# [WHAT YOU HAVE TO DO]
Extract the text of each entry below exactly, leaving every image behind.

Records from a data source
▬▬▬

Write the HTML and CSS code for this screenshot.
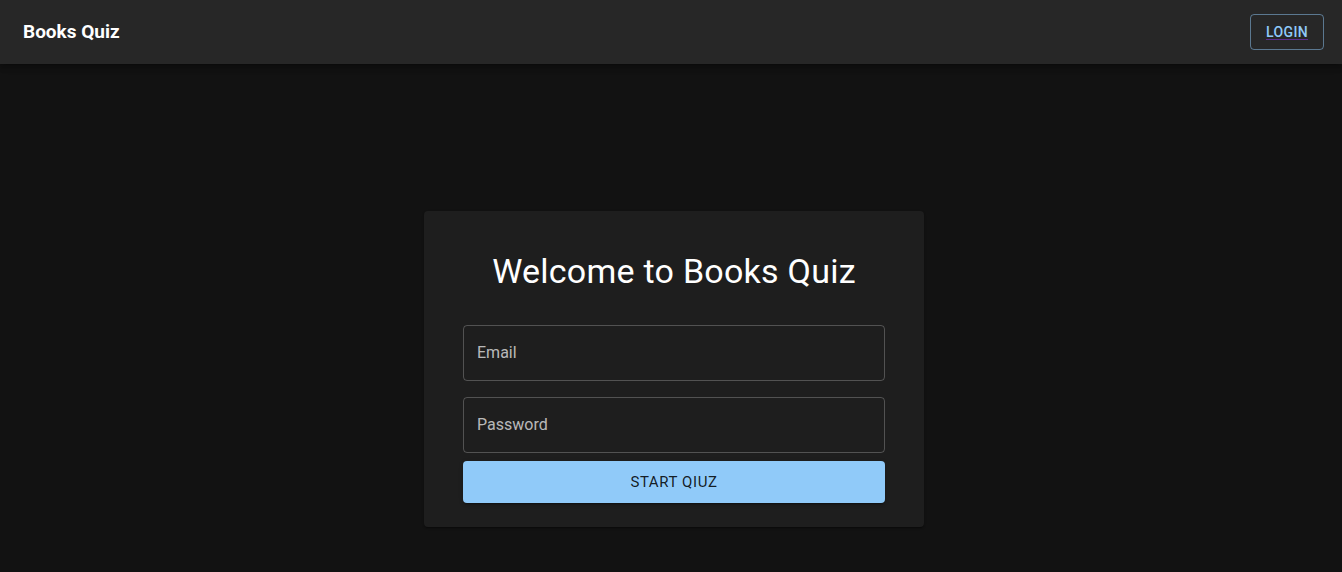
FILE: index.html
```html
<!DOCTYPE html>
<html lang="en">
<head>
<meta charset="utf-8">
<title>Books Quiz</title>
<link rel="stylesheet" href="styles.css">
</head>
<body>
<header class="appbar">
  <div class="brand">Books Quiz</div>
  <span class="login-btn"><a class="login-link" href="#login">Login</a></span>
</header>
<main class="main">
  <section class="card">
    <h1 class="card-title">Welcome to Books Quiz</h1>
    <form class="form">
      <label class="field"><input class="field-input" type="email" placeholder="Email"></label>
      <label class="field"><input class="field-input" type="password" placeholder="Password"></label>
      <button class="submit" type="button">Start Qiuz</button>
    </form>
  </section>
</main>
</body>
</html>
```
FILE: styles.css
```css
* { box-sizing: border-box; }
html, body { margin: 0; padding: 0; }
body {
  background: #121212;
  color: #fff;
  font-family: Roboto, "Noto Sans", Arial, sans-serif;
  min-height: 572px;
}
.appbar {
  height: 64px;
  background: #272727;
  display: flex;
  align-items: center;
  justify-content: space-between;
  padding: 0 18px 0 23px;
  box-shadow: 0 2px 4px -1px rgba(0,0,0,0.2), 0 4px 5px 0 rgba(0,0,0,0.14), 0 1px 10px 0 rgba(0,0,0,0.12);
  position: relative;
  z-index: 1;
}
.brand {
  font-size: 19px;
  font-weight: 700;
  line-height: 1.6;
  color: #fff;
}
.login-btn {
  display: inline-flex;
  align-items: center;
  justify-content: center;
  height: 36px;
  width: 74px;
  border: 1px solid rgba(144,202,249,0.5);
  border-radius: 4px;
  font-size: 14px;
  font-weight: 500;
  letter-spacing: 0.02857em;
  text-transform: uppercase;
  margin-top: -1px;
}
.login-link {
  color: #90caf9;
  text-decoration: underline;
  text-decoration-color: #5b2d8e;
  text-underline-offset: 2px;
}
.main {
  display: flex;
  justify-content: center;
  padding-top: 147px;
  padding-left: 6px;
}
.card {
  width: 500px;
  background: #1e1e1e;
  border-radius: 4px;
  padding: 40px 39px 24px;
  box-shadow: 0 2px 1px -1px rgba(0,0,0,0.2), 0 1px 1px 0 rgba(0,0,0,0.14), 0 1px 3px 0 rgba(0,0,0,0.12);
}
.card-title {
  margin: 0 0 16px;
  font-size: 34px;
  font-weight: 400;
  line-height: 1.235;
  letter-spacing: 0.00735em;
  text-align: center;
  color: #fff;
}
.form {
  display: flex;
  flex-direction: column;
}
.field {
  display: block;
  margin: 16px 0 8px;
}
.field + .field { margin-top: 8px; }
.field-input {
  display: block;
  width: 100%;
  height: 56px;
  background: transparent;
  border: 1px solid rgba(255,255,255,0.23);
  border-radius: 4px;
  padding: 0 13px;
  font-family: inherit;
  font-size: 16px;
  color: #fff;
  outline: none;
}
.field-input::placeholder {
  color: rgba(255,255,255,0.7);
  opacity: 1;
}
.submit {
  height: 42px;
  width: 100%;
  margin-top: 0;
  border: none;
  border-radius: 4px;
  background: #90caf9;
  color: rgba(0,0,0,0.87);
  font-family: inherit;
  font-size: 15px;
  font-weight: 400;
  letter-spacing: 0.04em;
  text-transform: uppercase;
  box-shadow: 0 3px 1px -2px rgba(0,0,0,0.2), 0 2px 2px 0 rgba(0,0,0,0.14), 0 1px 5px 0 rgba(0,0,0,0.12);
  cursor: pointer;
}
```
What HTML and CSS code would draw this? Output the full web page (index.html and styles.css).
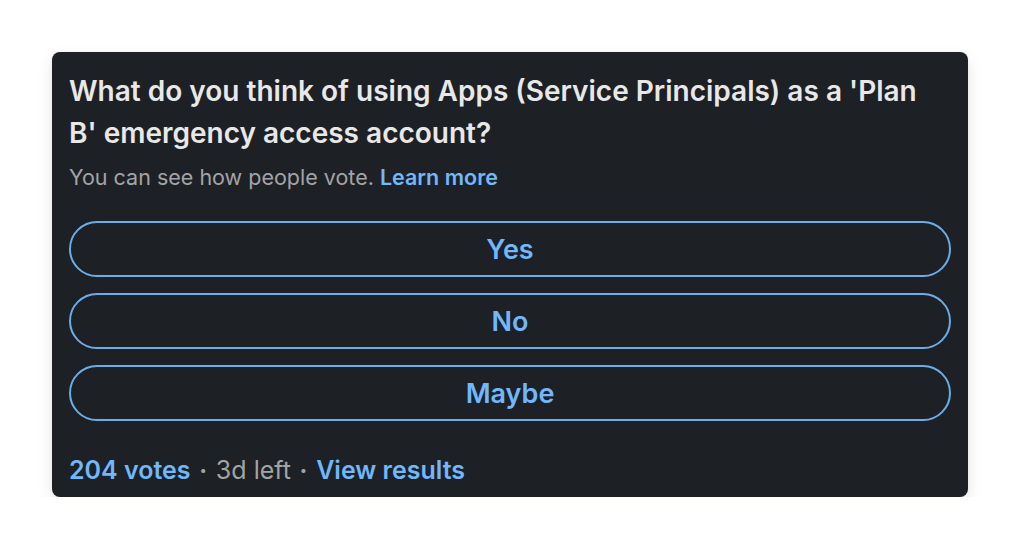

▬▬▬

# [TASK ANSWER]
Write the HTML and CSS code for this screenshot.
FILE: index.html
```html
<!DOCTYPE html>
<html lang="en">
<head>
<meta charset="utf-8">
<title>Books Quiz</title>
<link rel="stylesheet" href="styles.css">
</head>
<body>
<header class="appbar">
  <div class="brand">Books Quiz</div>
  <span class="login-btn"><a class="login-link" href="#login">Login</a></span>
</header>
<main class="main">
  <section class="card">
    <h1 class="card-title">Welcome to Books Quiz</h1>
    <form class="form">
      <label class="field"><input class="field-input" type="email" placeholder="Email"></label>
      <label class="field"><input class="field-input" type="password" placeholder="Password"></label>
      <button class="submit" type="button">Start Qiuz</button>
    </form>
  </section>
</main>
</body>
</html>
```
FILE: styles.css
```css
* { box-sizing: border-box; }
html, body { margin: 0; padding: 0; }
body {
  background: #121212;
  color: #fff;
  font-family: Roboto, "Noto Sans", Arial, sans-serif;
  min-height: 572px;
}
.appbar {
  height: 64px;
  background: #272727;
  display: flex;
  align-items: center;
  justify-content: space-between;
  padding: 0 18px 0 23px;
  box-shadow: 0 2px 4px -1px rgba(0,0,0,0.2), 0 4px 5px 0 rgba(0,0,0,0.14), 0 1px 10px 0 rgba(0,0,0,0.12);
  position: relative;
  z-index: 1;
}
.brand {
  font-size: 19px;
  font-weight: 700;
  line-height: 1.6;
  color: #fff;
}
.login-btn {
  display: inline-flex;
  align-items: center;
  justify-content: center;
  height: 36px;
  width: 74px;
  border: 1px solid rgba(144,202,249,0.5);
  border-radius: 4px;
  font-size: 14px;
  font-weight: 500;
  letter-spacing: 0.02857em;
  text-transform: uppercase;
  margin-top: -1px;
}
.login-link {
  color: #90caf9;
  text-decoration: underline;
  text-decoration-color: #5b2d8e;
  text-underline-offset: 2px;
}
.main {
  display: flex;
  justify-content: center;
  padding-top: 147px;
  padding-left: 6px;
}
.card {
  width: 500px;
  background: #1e1e1e;
  border-radius: 4px;
  padding: 40px 39px 24px;
  box-shadow: 0 2px 1px -1px rgba(0,0,0,0.2), 0 1px 1px 0 rgba(0,0,0,0.14), 0 1px 3px 0 rgba(0,0,0,0.12);
}
.card-title {
  margin: 0 0 16px;
  font-size: 34px;
  font-weight: 400;
  line-height: 1.235;
  letter-spacing: 0.00735em;
  text-align: center;
  color: #fff;
}
.form {
  display: flex;
  flex-direction: column;
}
.field {
  display: block;
  margin: 16px 0 8px;
}
.field + .field { margin-top: 8px; }
.field-input {
  display: block;
  width: 100%;
  height: 56px;
  background: transparent;
  border: 1px solid rgba(255,255,255,0.23);
  border-radius: 4px;
  padding: 0 13px;
  font-family: inherit;
  font-size: 16px;
  color: #fff;
  outline: none;
}
.field-input::placeholder {
  color: rgba(255,255,255,0.7);
  opacity: 1;
}
.submit {
  height: 42px;
  width: 100%;
  margin-top: 0;
  border: none;
  border-radius: 4px;
  background: #90caf9;
  color: rgba(0,0,0,0.87);
  font-family: inherit;
  font-size: 15px;
  font-weight: 400;
  letter-spacing: 0.04em;
  text-transform: uppercase;
  box-shadow: 0 3px 1px -2px rgba(0,0,0,0.2), 0 2px 2px 0 rgba(0,0,0,0.14), 0 1px 5px 0 rgba(0,0,0,0.12);
  cursor: pointer;
}
```
What HTML and CSS code would draw this? Output the full web page (index.html and styles.css).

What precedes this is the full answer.